Microbial response to climate-induced nutrient alterations in high Arctic freshwaters
- 1Department of Science and Agroforestry Technology and Genetics, University of Castilla-La Mancha, Campus Universitario s/n, 02071 Albacete, Spain (nicolas.valiente@uclm.es)
- 2Centre for Biogeochemistry in the Anthropocene, Department of Biosciences, Section for Aquatic Biology and Toxicology, University of Oslo, PO Box 1066, Blindern, 0316 Oslo, Norway
- 3Hydrological Research Unit, Swedish Meteorological and Hydrological Institute (SMHI), 60176 Norrköping, Sweden
- 4Department of Geosciences, University of Oslo, PO Box 1066, Blindern, 0316 Oslo, Norway
- 5Norwegian Space Agency, Drammensveien 165, 0277 Oslo, Norway
- 6Faculty of Environmental Sciences and Natural Resource Management, Norwegian University of Life Sciences, 1432 Ås, Norway
In the Arctic, climate change leads to increased nutrient levels and organic carbon in freshwaters, caused by factors like permafrost thaw and growing populations of geese. Such alterations significantly impact freshwater ecosystems, potentially influencing community composition and diversity across various levels, including general microbial metabolism. We tested the hypothesis that a transition from autotrophy to heterotrophy occurs across a chronosequence of lakes in the high Arctic as a result of glacier retreat, influenced by distinct nutrient supplies and varying ecological succession statuses. To do so, we studied 5 lakes in the vicinity of Ny-Ålesund (Svalbard) following a chronosequence. The older lakes, closer to the fjord, were strongly impacted by birds, notably geese. For each lake, we tested the response to nutrients by adding an artificial nutrient solution with N and P, and the response to light or dark conditions. We incubated unfiltered water samples (80 mL) at 4 ºC in 120 mL flasks with atmospheric air as headspace. After 24h, samples for gases (O2, CO2, CH4 and N2O), nutrients (organic C, P and N) and eDNA (16S metabarcoding) were collected. Ar-corrected gas saturation of each GHG was used as a proxy of net metabolic changes. Regardless of the treatment applied, our results showed an increase in N2O saturation coupled with a decrease in O2 saturation after 24h in bird-impacted lakes, likely related to heterotrophic microbial activity. In such lakes, dark conditions promoted P accumulation, while N accumulated equally in light and dark incubations. In younger lakes (i.e., not impacted by birds), increased O2 saturation after 24h of incubation suggested that phototrophic metabolism was dominant. For nutrients, no significant pattern was observed for both light and dark incubations in younger lakes. Bacterial community composition differed between locations after 24h of incubation with a greater uniformity of species in younger lakes. This research advances our understanding of how nutrient enrichment affects biodiversity in the Arctic and metabolism in freshwater ecosystems.

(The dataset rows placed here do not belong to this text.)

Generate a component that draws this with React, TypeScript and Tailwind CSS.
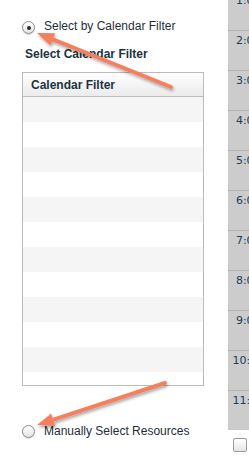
import React from "react";

const hours = ["1:00 AM", "2:00 AM", "3:00 AM", "4:00 AM", "5:00 AM", "6:00 AM", "7:00 AM", "8:00 AM", "9:00 AM", "10:00 AM", "11:00 AM"];

function Radio({ checked }: { checked?: boolean }) {
  return (
    <span className="w-[13px] h-[13px] shrink-0 rounded-full border border-[#8c8c8c] bg-gradient-to-b from-white to-[#e4e4e4] shadow-[0_1px_1px_rgba(0,0,0,0.15)] flex items-center justify-center">
      {checked && <span className="w-[4px] h-[4px] rounded-full bg-[#2b2b2b]" />}
    </span>
  );
}

// arrow polygon from tail to tip
function Arrow({ tail, tip }: { tail: [number, number]; tip: [number, number] }) {
  const dx = tip[0] - tail[0];
  const dy = tip[1] - tail[1];
  const len = Math.hypot(dx, dy);
  const ux = dx / len;
  const uy = dy / len;
  const nx = -uy;
  const ny = ux;
  const headLen = 17;
  const headW = 6.5;
  const bx = tip[0] - ux * headLen;
  const by = tip[1] - uy * headLen;
  const pts = [
    [tip[0], tip[1]],
    [bx + nx * headW, by + ny * headW],
    [bx - nx * headW, by - ny * headW],
  ]
    .map((p) => p.join(","))
    .join(" ");
  return (
    <g filter="url(#shadow)">
      <line x1={tail[0]} y1={tail[1]} x2={bx + ux * 2} y2={by + uy * 2} stroke="#f4805e" strokeWidth={4} strokeLinecap="round" />
      <polygon points={pts} fill="#f4805e" />
    </g>
  );
}

export default function App() {
  return (
    <div className="relative w-[249px] h-[456px] overflow-hidden bg-white flex font-['Liberation_Sans',Arial,sans-serif]">
      {/* left panel */}
      <div className="w-[228px] shrink-0 pl-[22px] pt-[18px]">
        <div className="flex items-start h-4">
          <span className="mt-[3px]">
            <Radio checked />
          </span>
          <span className="ml-[9px] text-[12px] leading-4 text-[#1e2e38]">Select by Calendar Filter</span>
        </div>

        <div className="mt-[12px] pl-[3px] text-[12px] leading-4 font-bold text-[#1c3442]">Select Calendar Filter</div>

        <div className="mt-[10px] w-[182px] border border-[#bcbcbc]">
          <div className="h-[24px] flex items-center pl-2 border-b border-[#bcbcbc] bg-gradient-to-b from-white to-[#ebebeb] text-[12px] font-bold text-[#1c3442]">
            Calendar Filter
          </div>
          <div className="h-[288px] overflow-hidden">
            {Array.from({ length: 12 }).map((_, i) => (
              <div key={i} className={i % 2 === 0 ? "h-[25px] bg-[#f5f5f5]" : "h-[25px] bg-white"} />
            ))}
          </div>
        </div>

        <div className="mt-[37px] flex items-start h-4">
          <span className="mt-[2px]">
            <Radio />
          </span>
          <span className="ml-[9px] text-[12px] leading-4 text-[#1e2e38]">Manually Select Resources</span>
        </div>
      </div>

      {/* time column */}
      <div className="flex-1 flex flex-col">
        <div className="h-[430px] overflow-hidden bg-[#cccccc]">
          <div className="-mt-[10px] w-[61px]">
            {hours.map((h, i) => (
              <div
                key={h}
                className={
                  i === 0
                    ? "h-[40px] pt-[4px] text-center font-['DejaVu_Sans',Verdana,sans-serif] text-[11px] leading-[13px] text-[#213c55] whitespace-nowrap"
                    : "h-[40px] pt-[3px] border-t border-[#b3b3b3] text-center font-['DejaVu_Sans',Verdana,sans-serif] text-[11px] leading-[13px] text-[#213c55] whitespace-nowrap"
                }
              >
                {h}
              </div>
            ))}
          </div>
        </div>
        <div className="mt-[8px] ml-[5px] w-[14px] h-[14px] rounded-[2px] border border-[#9a9a9a] bg-gradient-to-b from-white to-[#e6e6e6]" />
      </div>

      {/* annotation arrows */}
      <svg className="absolute inset-0 w-full h-full pointer-events-none" viewBox="0 0 249 456">
        <defs>
          <filter id="shadow" x="-20%" y="-50%" width="140%" height="200%">
            <feDropShadow dx="1" dy="2" stdDeviation="1.5" floodColor="#000" floodOpacity="0.35" />
          </filter>
        </defs>
        <Arrow tail={[171, 87]} tip={[37, 33]} />
        <Arrow tail={[165, 383]} tip={[37, 425]} />
      </svg>
    </div>
  );
}
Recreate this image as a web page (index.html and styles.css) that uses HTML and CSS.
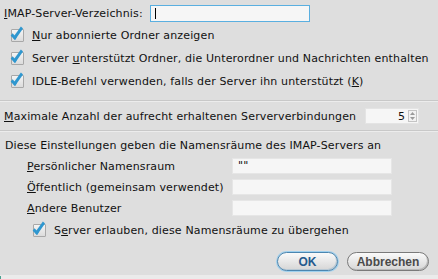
FILE: index.html
```html
<!DOCTYPE html>
<html lang="de">
<head>
    <meta charset="UTF-8">
    <title>IMAP-Einstellungen</title>
    <link rel="stylesheet" href="styles.css">
</head>
<body>
    <div class="dialog">
        <div class="row dir-row">
            <label class="dir-label"><u>I</u>MAP-Server-Verzeichnis:</label>
            <div class="text-input dir-input focused"><span class="caret"></span></div>
        </div>

        <div class="checks">
            <div class="check-row"><span class="check"></span><span><u>N</u>ur abonnierte Ordner anzeigen</span></div>
            <div class="check-row"><span class="check"></span><span>Server <u>u</u>nterstützt Ordner, die Unterordner und Nachrichten enthalten</span></div>
            <div class="check-row"><span class="check"></span><span>IDLE-Befehl verwenden, falls der Server ihn unterstützt (<u>K</u>)</span></div>
        </div>

        <div class="separator"></div>

        <div class="row max-row">
            <span><u>M</u>aximale Anzahl der aufrecht erhaltenen Serververbindungen</span>
            <div class="spinner">
                <span class="spin-value">5</span>
                <span class="spin-arrows">
                    <svg width="9" height="12" viewBox="0 0 9 12">
                        <rect x="0.5" y="0.5" width="8" height="11" fill="#f2f2f2" stroke="#c4c4c4"/>
                        <path d="M2 5 L4.5 2 L7 5 Z" fill="#9a9a9a"/>
                        <path d="M2 7 L4.5 10 L7 7 Z" fill="#9a9a9a"/>
                    </svg>
                </span>
            </div>
        </div>

        <div class="separator"></div>

        <p class="ns-title">Diese Einstellungen geben die Namensräume des IMAP-Servers an</p>

        <div class="ns-grid">
            <span class="ns-label"><u>P</u>ersönlicher Namensraum</span>
            <div class="text-input ns-input">""</div>
            <span class="ns-label"><u>Ö</u>ffentlich (gemeinsam verwendet)</span>
            <div class="text-input ns-input"></div>
            <span class="ns-label"><u>A</u>ndere Benutzer</span>
            <div class="text-input ns-input"></div>
        </div>

        <div class="check-row ns-check"><span class="check"></span><span>S<u>e</u>rver erlauben, diese Namensräume zu übergehen</span></div>

        <div class="buttons">
            <button class="btn btn-ok">OK</button>
            <button class="btn">Abbrechen</button>
        </div>
    </div>
    <div class="status-strip"><span class="status-mark"></span></div>
</body>
</html>
```

FILE: styles.css
```css
body {
    margin: 0;
    padding: 0;
    background-color: #dedede;
    font-family: "DejaVu Sans", sans-serif;
    font-size: 11px;
    letter-spacing: 0.14px;
    color: #111;
    width: 438px;
    height: 279px;
    overflow: hidden;
}

u {
    text-decoration: underline;
    text-underline-offset: 1px;
}

.dialog {
    height: 275px;
    display: flex;
    flex-direction: column;
}

.row {
    display: flex;
    align-items: center;
}

.dir-row {
    padding: 5px 0 0 4px;
    height: 17px;
}

.dir-label {
    width: 146px;
}

.text-input {
    box-sizing: border-box;
    background-color: #f6f6f6;
    border: 1px solid #e6e6e6;
    height: 16px;
    line-height: 14px;
    padding-left: 5px;
    font-size: 11px;
}

.dir-input {
    width: 160px;
    height: 17px;
    border-color: #5aafe0;
    display: flex;
    align-items: center;
}

.caret {
    width: 1px;
    height: 11px;
    background-color: #000;
    margin-left: -1px;
}

.checks {
    padding: 6px 0 0 11px;
    display: flex;
    flex-direction: column;
    gap: 9px;
}

.check-row {
    display: flex;
    align-items: center;
    height: 14px;
}

.check {
    position: relative;
    box-sizing: border-box;
    width: 13px;
    height: 13px;
    margin-right: 8px;
    background: linear-gradient(#f4f4f4, #dcdcdc);
    border: 1px solid #a8a8a8;
    border-radius: 1px;
}

.check::after {
    content: "";
    position: absolute;
    left: 3px;
    top: 4px;
    width: 11px;
    height: 3px;
    border-left: 3px solid #2f97cf;
    border-bottom: 3px solid #2f97cf;
    transform: rotate(-55deg) skewX(-10deg);
    transform-origin: left bottom;
}

.separator {
    height: 1px;
    background-color: #c8c8c8;
    border-bottom: 1px solid #ececec;
}

.checks + .separator {
    margin-top: 12px;
}

.max-row {
    height: 28px;
    padding-left: 4px;
}

.spinner {
    margin-left: 9px;
    width: 54px;
    height: 16px;
    box-sizing: border-box;
    background-color: #f6f6f6;
    border: 1px solid #e4e4e4;
    display: flex;
    align-items: center;
    justify-content: flex-end;
}

.spin-value {
    margin-right: 3px;
}

.spin-arrows {
    display: flex;
    margin-right: 1px;
}

.ns-title {
    margin: 7px 0 0 5px;
}

.ns-grid {
    display: grid;
    grid-template-columns: 205px 160px;
    row-gap: 5px;
    padding: 6px 0 0 27px;
    align-items: center;
}

.ns-input {
    height: 16px;
}

.ns-check {
    padding-left: 33px;
    margin-top: 7px;
}

.buttons {
    margin-top: auto;
    display: flex;
    justify-content: flex-end;
    gap: 9px;
    padding: 0 9px 4px 0;
}

.btn {
    height: 19px;
    border-radius: 10px;
    border: 1px solid #7a7a7a;
    background: linear-gradient(#fafafa, #e6e6e6 55%, #d6d6d6);
    box-shadow: inset -1px -1px 0 #b8b8b8;
    font-family: "Liberation Sans", sans-serif;
    font-weight: bold;
    font-size: 12px;
    letter-spacing: 0;
    color: #4a4a4a;
    padding: 0;
    width: 82px;
}

.btn-ok {
    width: 61px;
    color: #245a8e;
    border-color: #4b86b0;
    box-shadow: 0 0 0 1px #9fd0ee, inset -1px -1px 0 #b8c8d4;
}

.status-strip {
    height: 4px;
    background-color: #ebebeb;
    position: relative;
}

.status-mark {
    position: absolute;
    left: 0;
    top: 1px;
    width: 1px;
    height: 3px;
    background-color: #4aa090;
}
```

How to cite: Valiente, N., Fontaine, L., Popp, A. L., Sundal, A., Wei, J., Dörsch, P., Trier Kjær, S., Hessen, D. O., and Eiler, A.: Microbial response to climate-induced nutrient alterations in high Arctic freshwaters, EGU General Assembly 2024, Vienna, Austria, 14–19 Apr 2024, EGU24-8400, https://doi.org/10.5194/egusphere-egu24-8400, 2024.